My brothers raped me
In our follow-up to last week’s analysis of familial sexual abuse, Áine Ryan talks to one Mayo woman who has survived the sordid secrets of incest. Here, Patricia* tells how her older brothers abused her and her sisters.
I WAS in sixth class and don’t remember exactly the first time it happened. Two of my older brothers, John and Patrick, were involved and they sexually abused me and my older and younger sisters, Siobhán and Sinéad, for a number of years.
With hindsight, I really didn’t know what was happening.
It all started with John, my oldest brother, abusing Siobhán. Then I was brought into it. We would have to do striptease while he watched and masturbated in front of us. He used to make us strip off all our clothes and wear net curtains. John was 12 years older than me. In fact, both my brothers would have been finished secondary school when the nightmare started. We were from a big family in rural Mayo and my parents always seemed to be busy on our farm.
Patrick used to have full sex with me and I remember when I had my period he would have anal sex. He was very cute about not getting me pregnant too. I remember being totally disengaged and lying on my stomach reading an Enid Blyton book while he raped me. I would become totally absorbed in the story of the book. On the other hand, John used to have sex with my older sister while making me watch. He always wanted me to watch, and would ask me what I was thinking and was I getting excited. He sometimes stopped and fondled me in some way.
I remember hearing the footsteps at night in the corridor and hoping they wouldn’t stop outside our bedroom. I clearly recall how I got more and more frightened by those footsteps even though he [John] was having sex with my sister, I never knew how he would involve me what else he might order me to do. On one occasion he masturbated both of us together saying whoever got the most excited would ‘get a prize’. Whereas with Patrick, the younger one, I always knew what was going to happen – it was straightforward sex and so it was over quickly – and he was gone.
IT IS now over 30 years since it all happened and still, Siobhán, my older sister, has never admitted it happened. It all came out in the open a few years ago when Sinéad brought it up at a family gathering after John started boasting about how he was such a good father.
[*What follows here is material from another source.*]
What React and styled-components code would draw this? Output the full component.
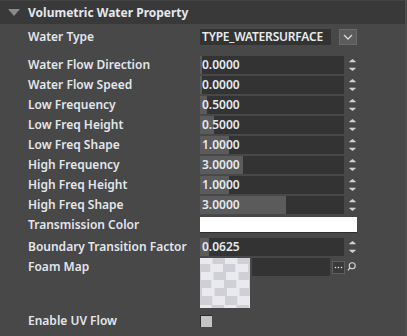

Everyone denied it had happened and so she phoned me in a distraught state and I denied it all too.
“No, I don’t know what you are talking about,” I insisted on the phone.
But as I was talking to her I was literally sliding to the floor and when my husband came home, two hours later, I was still there, curled up in a ball, bawling crying. He thought I’d had a heart attack.
We talked through the night. He was so supportive and loving and I could never have come through this without him. So the following day I phoned Sinéad and confirmed that everything she had said was right. I finally said it out loud to a member of my family, another victim: “We were raped and sexually abused by our older brothers.”
That was the most difficult phone call of my life. It was very emotional for both of us. It was even more upsetting because we both talked about how we saw it happening to each other.
It was after that conversation when the real guilt and shame kicked in. It was as if it had been buried somewhere safe until that moment. How could we have let it happen? Why didn’t we stop it? Was it all our faults?
About a year later I was driving home from work one day when a victim of familial sex abuse came on radio and began to tell her story. I had to stop the car and pull into the side of the road. I couldn’t stop crying. When I calmed down a little, I rang Mayo Rape Crisis Centre and they took me as an emergency appointment. I had counselling with them for three years every week.
There is no doubt that they gave me my life back.
BUT first I had to deal with the anger. I was very angry with my parents. I was very angry with my other brothers who I felt could have stopped it. And I was very angry with myself. I felt if I had talked about the abuse, revealed what was happening to me and my older sister, I could have saved Sinéad from it. I felt that if I had been more cooperative – given more – to my abusing brothers, she would have escaped.
Ironically, I still feel the family blames me because I backed up my sister’s claims. What upsets me most is that they still accept my brothers. I wasn’t invited to family gatherings any more. It was as if I had done something wrong and not them. For a while it remained ‘the family elephant in the room’ but it has mellowed a bit since the death of my father.
After I got married and had my own children I became obsessed with protecting them. I am still very vigilant, particularly of my daughters. If I hear a noise on the corridor at night I am immediately alert. Not surprising really, is it?
IF ANYBODY reading my story is a victim of, or knows of, familial sexual abuse, find the courage to tell somebody you trust and get the help you need. I think, as a country, people now associate sexual abuse with clerical abuse. I remember being jealous of the victims of clerical abuse – after the various reports were published – because they got to tell their stories and their abusers were ‘outed’.
Like in the much-published Fiona Doyle case, with familial sexual abuse, you must take on the abuser and often your family as well.
But remember there is always hope and family abuse does not have to become cross-generational. My eldest brother claimed he was abused by our grandfather. But he could have got help and support. I got help and I am a good parent. Mayo Rape Crisis Centre and other agencies are there to provide professional and emotional support.
If you are being abused, you can break the cycle. You can get help and no longer be a victim but become a survivor.”
(*All names and details of those involved in this distressing story have been changed to protect the identity of the woman and the other family members referred to in the article.)